All six of the Irish horses were accepted on first presentation, as was the sole Austrian entry, all six Italians and the two horses from Finland.
Next came the twelve horses and riders from Great Britain. A last minute substitution just hours before the first horse inspection saw Sarah Bullimore called up with Lilly Corinne to replace Dani Evans, whose ride Smart Time was withdrawn after blood work came back showing the horse was slightly under the weather. They now plan to re-route to Boekelo.
Though this is a crushing disappointment for the whole team, especially the owner Luana Edge, this combination remains a force to be reckoned with, and we expect to see them again on a senior squad in the future. All twelve horses were accepted on first presentation, and the team was named as William Fox Pitt riding Bay My Hero; Pippa Funnell with Sandman 7; Kitty King riding Persimmon and Nicola Wilson with One Two Many.

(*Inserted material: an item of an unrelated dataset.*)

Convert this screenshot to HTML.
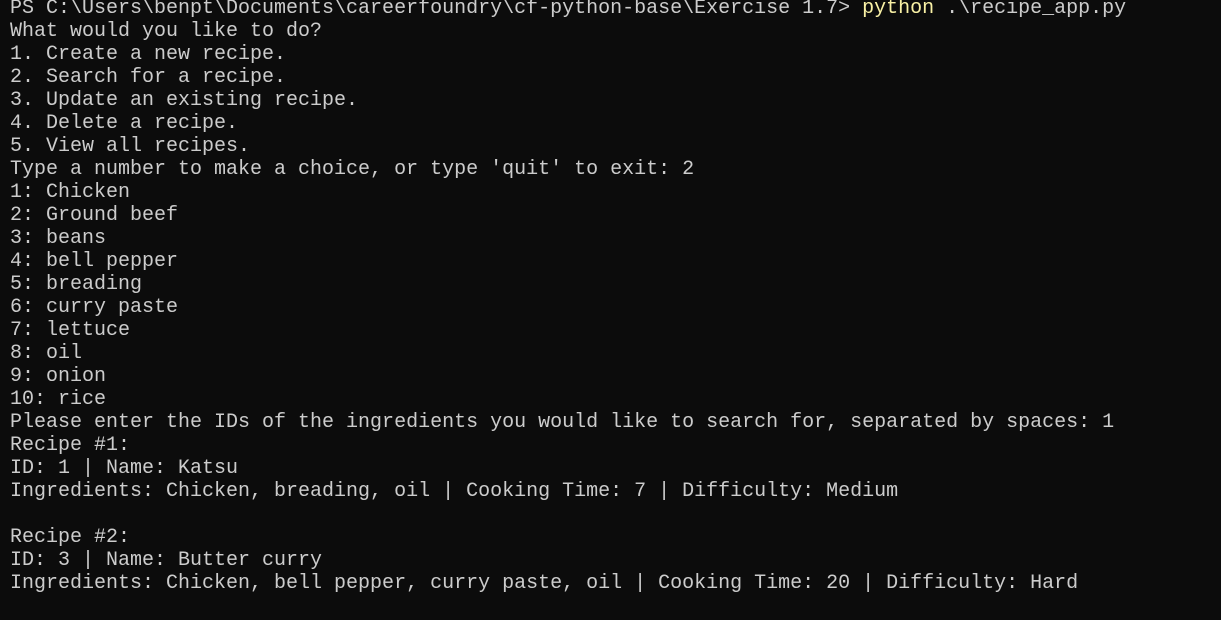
<!DOCTYPE html>
<html><head><meta charset="utf-8"><style>
html,body{margin:0;padding:0;background:#0c0c0c;width:1221px;height:620px;overflow:hidden}
pre{margin:0;position:absolute;left:10px;top:-3px;font-family:"Liberation Mono",monospace;font-size:20px;line-height:23px;color:#cccccc;white-space:pre}
.y{color:#f9f1a5}
</style></head><body><pre>PS C:\Users\benpt\Documents\careerfoundry\cf-python-base\Exercise 1.7&gt; <span class="y">python</span> .\recipe_app.py
What would you like to do?
1. Create a new recipe.
2. Search for a recipe.
3. Update an existing recipe.
4. Delete a recipe.
5. View all recipes.
Type a number to make a choice, or type 'quit' to exit: 2
1: Chicken
2: Ground beef
3: beans
4: bell pepper
5: breading
6: curry paste
7: lettuce
8: oil
9: onion
10: rice
Please enter the IDs of the ingredients you would like to search for, separated by spaces: 1
Recipe #1:
ID: 1 | Name: Katsu
Ingredients: Chicken, breading, oil | Cooking Time: 7 | Difficulty: Medium

Recipe #2:
ID: 3 | Name: Butter curry
Ingredients: Chicken, bell pepper, curry paste, oil | Cooking Time: 20 | Difficulty: Hard
</pre></body></html>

Switzerland and Germany had all their horses accepted without comment, which meant we moved on to Russia, and the first horse to be sent to the hold box. Indigo Pyreneen looked somewhat stiff, and his rider Igor Atrokhov was asked to represent him. Some confusion arose at the reinspection, when another Russian rider tried to present the horse, and was told that was not allowed. After a second look, the Ground Jury of Sue Baxter, Andrew Bennie and Sándor Fulop spun this 15 year old bay stallion.
Next up were the team who for my money had the best dressed prize in the bag – France. With great style, including such attention to detail as flags on the back of the neck of their shirts, six horses were presented and passed.
Perennial crowd favourite Ludvig Svennerstal for Sweden drew a few gasps when his ride Franzipan was sent to the hold box, though she was later passed on reinspection. The rest of the Swedish horses were accepted first time through.
Three of five horses representing Spain had been accepted when Maria Pinedo Sendagorta was sent to the hold box with Carriem van Colen Z. Their fifth horse went through on first presentation, and Carriem was then accepted on representation.
Finally, the Belgian team of four horses were all accepted.
In total, 71 horses were presented, 3 were held for reinspection and of those, 1 was spun. Tomorrow the dressage starts at 10am with the guinea pig rider. The best dressed prize presented by Pol Roger saw Emiliano Portale for Italy and Louise Svensson Jähde for Sweden each take home a magnum of champagne.